Problemas familiares, machismo e a representação do trem urbano como ponto de encontro entre Bernardo (Milhem Cortaz) e Rosa (Leandra Leal), um símbolo de casualidade, que chega cheio de atrações e perigos imprevisíveis, uma representação do escape cotidiano com os deveres do casamento, isso é impresso com uma segurança do diretor e uma câmera que se distancia ou se aproxima devagar de seus personagens, que concentra o drama em seus atores, mas com um olhar analítico. Oras, Coimbra utiliza dos personagens em primeiro plano, enquanto uma ação acontece ao fundo, fora de foco, pra remeter a sensação de distanciamento, solidão ou apatia.

Não só basta contar uma história do cotidiano, senão tiver diálogos primorosos e os do cineasta, beira a uma naturalidade absurda que parece improviso dos atores, além de uma estrutura narrativa sólida, que dá base para os atores construírem bem as situações. Se Milhem Cortaz e Fabíula Nascimento fazem um ótimo trabalho, como sempre em diversos filmes, Leandra Leal rouba a cena e as nuances exigidas para as suas transformações, decorrentes da instabilidade mental de sua personagem, são postas em prática de forma magnífica, ressaltando a beleza de seu olhar ou simplesmente, o puro ódio e rancor.

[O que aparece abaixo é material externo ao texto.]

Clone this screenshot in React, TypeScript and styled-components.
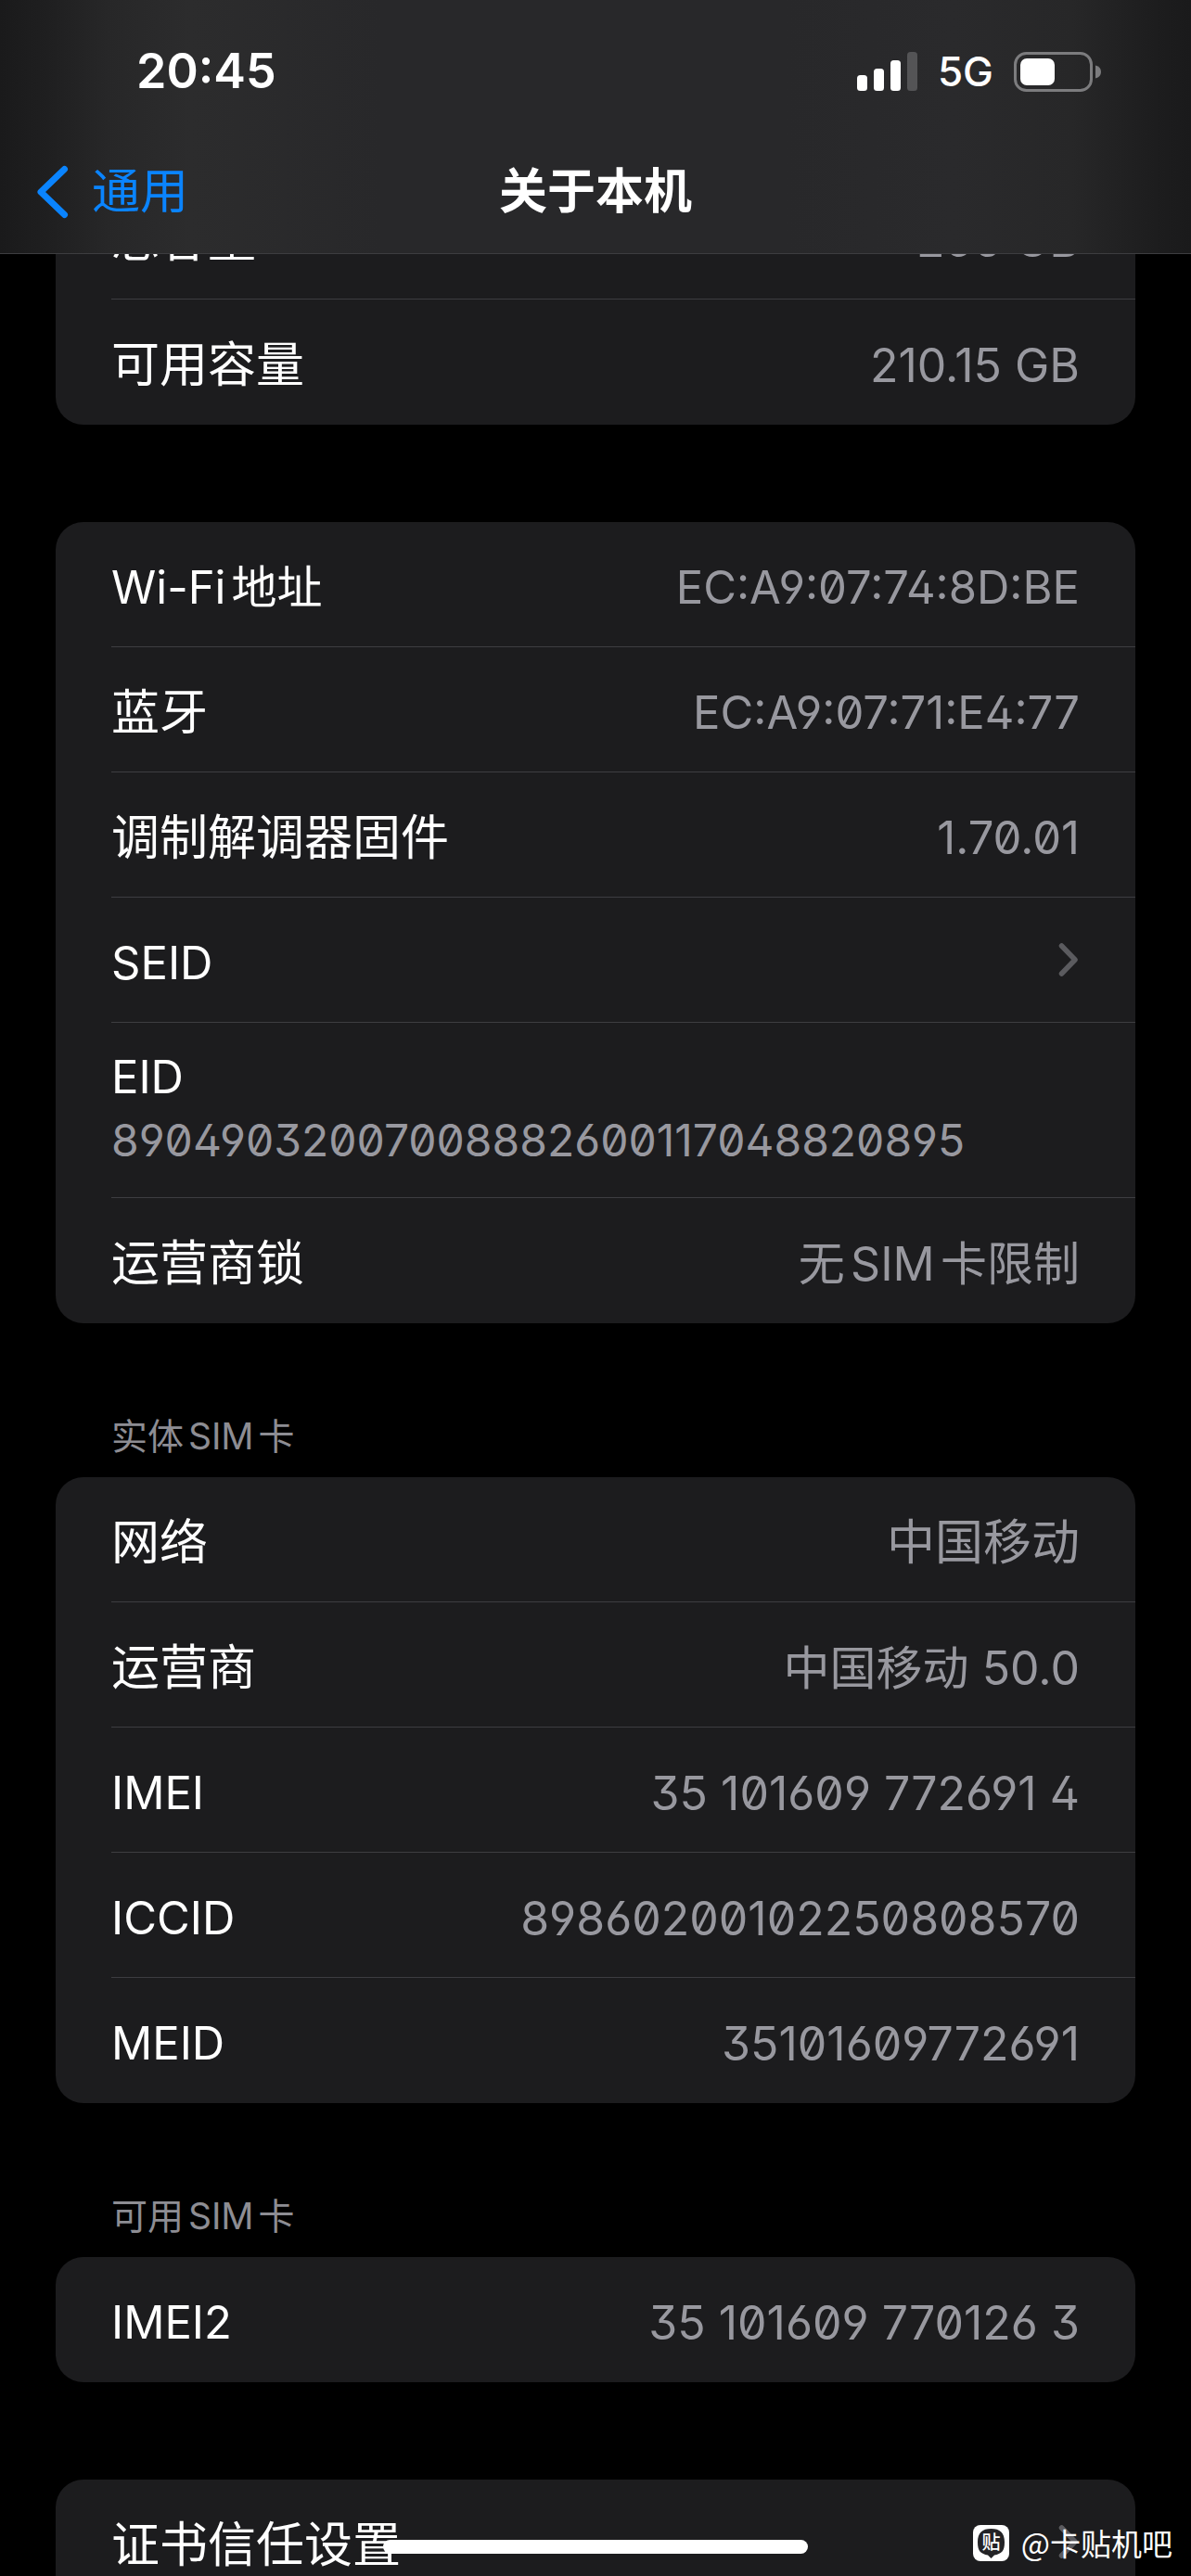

O Lobo Atrás da Porta demonstra uma capacidade enorme do cinema brasileiro para o cinema de gênero, apresenta um novo cineasta que promete muito ainda e repassa na tela, não a realidade das favelas, do sertão, como de princípio, se construiu o nosso cinema, mas a realidade nem tão sofrida, mas pouco poética dos subúrbios, dos simples eventos de paixões casuais, transas inconsequentes e famílias destruturadas que terminam de forma pouco empática e fatalista. Fernando Coimbra mostra tudo isso sem muito drama, sem julgamentos, sem espetacularização, sem discurso nenhum... só mostra e ainda assim, nos incomoda. E não somos postos a julgar.